→ The task
Repeat every line of the data exactly, but not the pictures.

→ Stored data
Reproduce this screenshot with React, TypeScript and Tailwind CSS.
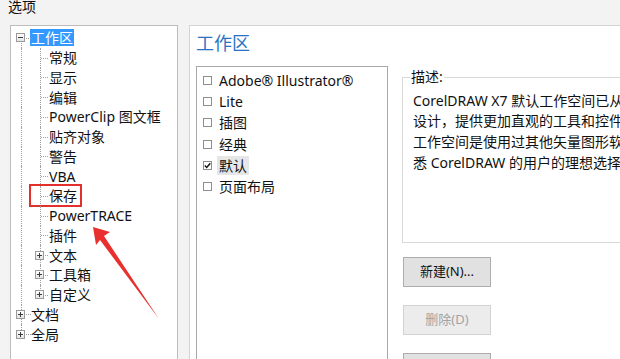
import type { FC } from "react";

type TreeNode = {
  label: string;
  level: 0 | 1;
  expander?: "plus" | "minus";
  selected?: boolean;
  marked?: boolean;
};

const treeItems: TreeNode[] = [
  { label: "工作区", level: 0, expander: "minus", selected: true },
  { label: "常规", level: 1 },
  { label: "显示", level: 1 },
  { label: "编辑", level: 1 },
  { label: "PowerClip 图文框", level: 1 },
  { label: "贴齐对象", level: 1 },
  { label: "警告", level: 1 },
  { label: "VBA", level: 1 },
  { label: "保存", level: 1, marked: true },
  { label: "PowerTRACE", level: 1 },
  { label: "插件", level: 1 },
  { label: "文本", level: 1, expander: "plus" },
  { label: "工具箱", level: 1, expander: "plus" },
  { label: "自定义", level: 1, expander: "plus" },
  { label: "文档", level: 0, expander: "plus" },
  { label: "全局", level: 0, expander: "plus" },
];

const workspaces = [
  { name: "Adobe® Illustrator®", checked: false },
  { name: "Lite", checked: false },
  { name: "插图", checked: false },
  { name: "经典", checked: false },
  { name: "默认", checked: true },
  { name: "页面布局", checked: false },
];

const description = [
  "CorelDRAW X7 默认工作空间已从头开始重新",
  "设计，提供更加直观的工具和控件布局。此",
  "工作空间是使用过其他矢量图形软件并熟",
  "悉 CorelDRAW 的用户的理想选择。",
];

const ExpandBox: FC<{ kind: "plus" | "minus" }> = ({ kind }) => (
  <span className="relative z-10 flex h-[9px] w-[9px] items-center justify-center border border-[#9a9a9a] bg-linear-to-b from-white to-[#e4e4e4]">
    <span className="h-px w-[5px] bg-[#3c3c3c]" />
    {kind === "plus" && <span className="absolute h-[5px] w-px bg-[#3c3c3c]" />}
  </span>
);

const TreeRow: FC<{ node: TreeNode; index: number }> = ({ node, index }) => {
  const last = treeItems.length - 1;
  const lastChild = 13;
  return (
    <div className="relative flex h-[19.75px] items-center">
      {/* root guide column */}
      <div className="relative flex h-full w-[20px] shrink-0 items-center">
        {index > 0 && (
          <span
            className={`absolute left-[10px] top-0 border-l border-dotted border-[#a0a0a0] ${
              node.level === 0 ? "h-1/2" : "h-full"
            }`}
          />
        )}
        {node.level === 0 && index !== last && (
          <span className="absolute left-[10px] top-1/2 h-1/2 border-l border-dotted border-[#a0a0a0]" />
        )}
        {node.level === 0 && node.expander && (
          <>
            <span className="absolute left-[15px] top-1/2 w-[5px] border-t border-dotted border-[#a0a0a0]" />
            <span className="ml-[5px]">
              <ExpandBox kind={node.expander} />
            </span>
          </>
        )}
      </div>
      {/* child guide column */}
      {node.level === 1 && (
        <div className="relative flex h-full w-[18px] shrink-0 items-center">
          <span
            className={`absolute left-[9px] top-0 border-l border-dotted border-[#a0a0a0] ${
              index === lastChild ? "h-1/2" : "h-full"
            }`}
          />
          <span className="absolute left-[10px] top-1/2 w-[7px] border-t border-dotted border-[#a0a0a0]" />
          {node.expander && (
            <span className="ml-[4px]">
              <ExpandBox kind={node.expander} />
            </span>
          )}
        </div>
      )}
      <span
        className={`whitespace-nowrap text-[14px] leading-[17px] ${
          node.selected ? "-ml-px bg-[#3399ff] px-px text-white" : "text-[#111]"
        }`}
      >
        {node.label}
      </span>
      {node.marked && (
        <span className="absolute left-[18px] top-[-2px] h-[23px] w-[53px] border-2 border-[#e3302d]" />
      )}
    </div>
  );
};

const CheckBox: FC<{ checked: boolean }> = ({ checked }) => (
  <span className="flex h-[9px] w-[9px] shrink-0 items-center justify-center border border-[#8e8e8e] bg-white">
    {checked && (
      <svg width="7" height="7" viewBox="0 0 7 7">
        <path d="M0.8 3.6 L2.7 5.5 L6.3 1.2" fill="none" stroke="#111" strokeWidth="1.4" />
      </svg>
    )}
  </span>
);

const App: FC = () => {
  return (
    <div className="relative flex h-[359px] w-[620px] flex-col overflow-hidden bg-[#f3f3f3] font-['Noto_Sans','Noto_Sans_CJK_SC',sans-serif]">
      <div className="h-[25px] shrink-0 pl-[8px] text-[14px] leading-[14px] text-[#111]">选项</div>

      <div className="flex min-h-0 flex-1">
        <div className="ml-[10px] w-[168px] shrink-0 border border-b-0 border-[#bdbdbd] bg-white pt-[2px]">
          {treeItems.map((node, i) => (
            <TreeRow key={node.label} node={node} index={i} />
          ))}
        </div>

        <div className="ml-[11px] flex min-w-0 flex-1 flex-col overflow-hidden border-l border-t border-[#d4d4d4] bg-white pl-[6px]">
          <div className="shrink-0 pt-[5px] text-[18px] leading-[24px] text-[#2a72c3]">工作区</div>

          <div className="mt-[11px] flex min-h-0 flex-1">
            <div className="w-[192px] shrink-0 border border-b-0 border-[#a9a9a9] pt-[3px]">
              {workspaces.map((w) => (
                <div key={w.name} className="flex h-[21.2px] items-center pl-[6px]">
                  <CheckBox checked={w.checked} />
                  <span
                    className={`ml-[5px] whitespace-nowrap px-[2px] text-[14px] leading-[19px] text-[#111] ${
                      w.checked ? "bg-[#e6e6e6]" : ""
                    }`}
                  >
                    {w.name}
                  </span>
                </div>
              ))}
            </div>

            <div className="ml-[14px] flex shrink-0 flex-col pt-[11px]">
              <div className="relative h-[166px] w-[260px] shrink-0 border border-[#d9d9d9] pl-[10px] pt-[12.5px]">
                <span className="absolute left-[7px] top-[-10px] bg-white px-px text-[14px] leading-[18px] text-[#111]">
                  描述:
                </span>
                <div className="text-[14px] leading-[20.7px] text-[#111]">
                  {description.map((line) => (
                    <div key={line} className="whitespace-nowrap">
                      {line}
                    </div>
                  ))}
                </div>
              </div>

              <div className="ml-px mt-[14px] flex shrink-0 flex-col gap-[18px]">
                <button className="h-[30px] w-[88px] shrink-0 border border-[#adadad] bg-[#e1e1e1] text-[13px] text-[#111]">
                  新建(N)...
                </button>
                <button className="h-[30px] w-[88px] shrink-0 border border-[#d2d2d2] bg-[#ececec] text-[13px] text-[#a3a3a3]">
                  删除(D)
                </button>
                <button className="h-[30px] w-[88px] shrink-0 border border-[#adadad] bg-[#e1e1e1] text-[13px] text-[#111]">
                  导入(I)...
                </button>
              </div>
            </div>
          </div>
        </div>
      </div>

      <svg className="pointer-events-none absolute left-0 top-0" width="620" height="359" viewBox="0 0 620 359">
        <polygon points="93,227 110,232 104,236 159,319 100,240 96,245" fill="#e8312f" />
      </svg>
    </div>
  );
};

export default App;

→ Reply
Reproduce this screenshot with React, TypeScript and Tailwind CSS.
import type { FC } from "react";

type TreeNode = {
  label: string;
  level: 0 | 1;
  expander?: "plus" | "minus";
  selected?: boolean;
  marked?: boolean;
};

const treeItems: TreeNode[] = [
  { label: "工作区", level: 0, expander: "minus", selected: true },
  { label: "常规", level: 1 },
  { label: "显示", level: 1 },
  { label: "编辑", level: 1 },
  { label: "PowerClip 图文框", level: 1 },
  { label: "贴齐对象", level: 1 },
  { label: "警告", level: 1 },
  { label: "VBA", level: 1 },
  { label: "保存", level: 1, marked: true },
  { label: "PowerTRACE", level: 1 },
  { label: "插件", level: 1 },
  { label: "文本", level: 1, expander: "plus" },
  { label: "工具箱", level: 1, expander: "plus" },
  { label: "自定义", level: 1, expander: "plus" },
  { label: "文档", level: 0, expander: "plus" },
  { label: "全局", level: 0, expander: "plus" },
];

const workspaces = [
  { name: "Adobe® Illustrator®", checked: false },
  { name: "Lite", checked: false },
  { name: "插图", checked: false },
  { name: "经典", checked: false },
  { name: "默认", checked: true },
  { name: "页面布局", checked: false },
];

const description = [
  "CorelDRAW X7 默认工作空间已从头开始重新",
  "设计，提供更加直观的工具和控件布局。此",
  "工作空间是使用过其他矢量图形软件并熟",
  "悉 CorelDRAW 的用户的理想选择。",
];

const ExpandBox: FC<{ kind: "plus" | "minus" }> = ({ kind }) => (
  <span className="relative z-10 flex h-[9px] w-[9px] items-center justify-center border border-[#9a9a9a] bg-linear-to-b from-white to-[#e4e4e4]">
    <span className="h-px w-[5px] bg-[#3c3c3c]" />
    {kind === "plus" && <span className="absolute h-[5px] w-px bg-[#3c3c3c]" />}
  </span>
);

const TreeRow: FC<{ node: TreeNode; index: number }> = ({ node, index }) => {
  const last = treeItems.length - 1;
  const lastChild = 13;
  return (
    <div className="relative flex h-[19.75px] items-center">
      {/* root guide column */}
      <div className="relative flex h-full w-[20px] shrink-0 items-center">
        {index > 0 && (
          <span
            className={`absolute left-[10px] top-0 border-l border-dotted border-[#a0a0a0] ${
              node.level === 0 ? "h-1/2" : "h-full"
            }`}
          />
        )}
        {node.level === 0 && index !== last && (
          <span className="absolute left-[10px] top-1/2 h-1/2 border-l border-dotted border-[#a0a0a0]" />
        )}
        {node.level === 0 && node.expander && (
          <>
            <span className="absolute left-[15px] top-1/2 w-[5px] border-t border-dotted border-[#a0a0a0]" />
            <span className="ml-[5px]">
              <ExpandBox kind={node.expander} />
            </span>
          </>
        )}
      </div>
      {/* child guide column */}
      {node.level === 1 && (
        <div className="relative flex h-full w-[18px] shrink-0 items-center">
          <span
            className={`absolute left-[9px] top-0 border-l border-dotted border-[#a0a0a0] ${
              index === lastChild ? "h-1/2" : "h-full"
            }`}
          />
          <span className="absolute left-[10px] top-1/2 w-[7px] border-t border-dotted border-[#a0a0a0]" />
          {node.expander && (
            <span className="ml-[4px]">
              <ExpandBox kind={node.expander} />
            </span>
          )}
        </div>
      )}
      <span
        className={`whitespace-nowrap text-[14px] leading-[17px] ${
          node.selected ? "-ml-px bg-[#3399ff] px-px text-white" : "text-[#111]"
        }`}
      >
        {node.label}
      </span>
      {node.marked && (
        <span className="absolute left-[18px] top-[-2px] h-[23px] w-[53px] border-2 border-[#e3302d]" />
      )}
    </div>
  );
};

const CheckBox: FC<{ checked: boolean }> = ({ checked }) => (
  <span className="flex h-[9px] w-[9px] shrink-0 items-center justify-center border border-[#8e8e8e] bg-white">
    {checked && (
      <svg width="7" height="7" viewBox="0 0 7 7">
        <path d="M0.8 3.6 L2.7 5.5 L6.3 1.2" fill="none" stroke="#111" strokeWidth="1.4" />
      </svg>
    )}
  </span>
);

const App: FC = () => {
  return (
    <div className="relative flex h-[359px] w-[620px] flex-col overflow-hidden bg-[#f3f3f3] font-['Noto_Sans','Noto_Sans_CJK_SC',sans-serif]">
      <div className="h-[25px] shrink-0 pl-[8px] text-[14px] leading-[14px] text-[#111]">选项</div>

      <div className="flex min-h-0 flex-1">
        <div className="ml-[10px] w-[168px] shrink-0 border border-b-0 border-[#bdbdbd] bg-white pt-[2px]">
          {treeItems.map((node, i) => (
            <TreeRow key={node.label} node={node} index={i} />
          ))}
        </div>

        <div className="ml-[11px] flex min-w-0 flex-1 flex-col overflow-hidden border-l border-t border-[#d4d4d4] bg-white pl-[6px]">
          <div className="shrink-0 pt-[5px] text-[18px] leading-[24px] text-[#2a72c3]">工作区</div>

          <div className="mt-[11px] flex min-h-0 flex-1">
            <div className="w-[192px] shrink-0 border border-b-0 border-[#a9a9a9] pt-[3px]">
              {workspaces.map((w) => (
                <div key={w.name} className="flex h-[21.2px] items-center pl-[6px]">
                  <CheckBox checked={w.checked} />
                  <span
                    className={`ml-[5px] whitespace-nowrap px-[2px] text-[14px] leading-[19px] text-[#111] ${
                      w.checked ? "bg-[#e6e6e6]" : ""
                    }`}
                  >
                    {w.name}
                  </span>
                </div>
              ))}
            </div>

            <div className="ml-[14px] flex shrink-0 flex-col pt-[11px]">
              <div className="relative h-[166px] w-[260px] shrink-0 border border-[#d9d9d9] pl-[10px] pt-[12.5px]">
                <span className="absolute left-[7px] top-[-10px] bg-white px-px text-[14px] leading-[18px] text-[#111]">
                  描述:
                </span>
                <div className="text-[14px] leading-[20.7px] text-[#111]">
                  {description.map((line) => (
                    <div key={line} className="whitespace-nowrap">
                      {line}
                    </div>
                  ))}
                </div>
              </div>

              <div className="ml-px mt-[14px] flex shrink-0 flex-col gap-[18px]">
                <button className="h-[30px] w-[88px] shrink-0 border border-[#adadad] bg-[#e1e1e1] text-[13px] text-[#111]">
                  新建(N)...
                </button>
                <button className="h-[30px] w-[88px] shrink-0 border border-[#d2d2d2] bg-[#ececec] text-[13px] text-[#a3a3a3]">
                  删除(D)
                </button>
                <button className="h-[30px] w-[88px] shrink-0 border border-[#adadad] bg-[#e1e1e1] text-[13px] text-[#111]">
                  导入(I)...
                </button>
              </div>
            </div>
          </div>
        </div>
      </div>

      <svg className="pointer-events-none absolute left-0 top-0" width="620" height="359" viewBox="0 0 620 359">
        <polygon points="93,227 110,232 104,236 159,319 100,240 96,245" fill="#e8312f" />
      </svg>
    </div>
  );
};

export default App;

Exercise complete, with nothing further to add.